Fed funds futures prices on the Chicago Board of Trade suggest that the Fed isn't expected to meaningfully raise short-term interest rates above current near-zero levels until at least a year from now. And it's unclear how much of the slow, small increase expected over the next two years represents expectations for higher inflation rather than growth.
It's also impossible to disentangle the temporary effect of Washington's tax breaks (for housing and clunkers) and easy money policy from the few signs suggesting future growth -- such as the index of leading economic indicators and the upward sloping yield curve.
It's hard to take the recovery talk seriously.
Executives at public companies aren't.

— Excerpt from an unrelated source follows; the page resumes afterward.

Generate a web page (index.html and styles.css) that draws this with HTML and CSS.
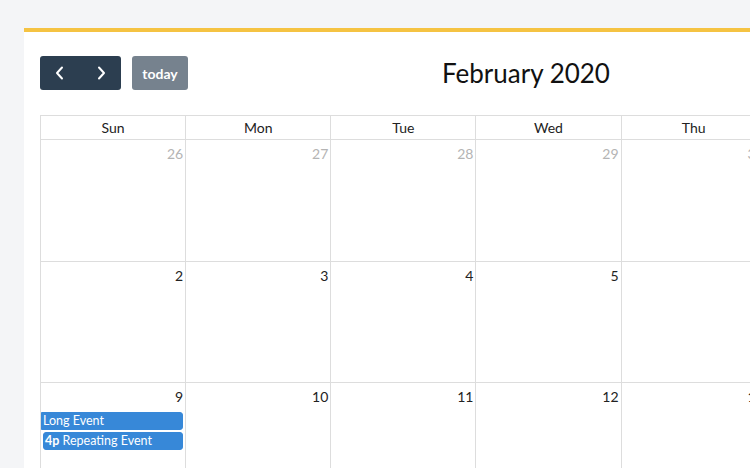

Net insider selling is back near levels preceding last year's financial tailspin. Dell took a hard long look at the landscape and decided the future was in government contracts, not in the U.S. private sector -- that explains its decision to buy Perot Systems for a fat premium.
Meanwhile, the U.S. continues its revival of the dead-end, zombie-bank-propping policies of post-80's Japan. Washington is amassing a reputation for fiscal management that looks increasingly like pre-2001 crisis Argentina's or 2009 California's. Recurring proposals from D.C. to raise taxes, expand regulation of the economy and borrow are putting a damper on business hiring and investment.
The big wildcard to the outlook now is how long the U.S. government will be able to continue driving up the nation's debt. America's debt-to-GDP ratio by some measures is already above those recorded during the Second World War. As the Federal Reserve buys up much of that debt by basically printing money, our international creditors are expressing growing unease and (in some cases) alarm over our solvency and the dollar's stability.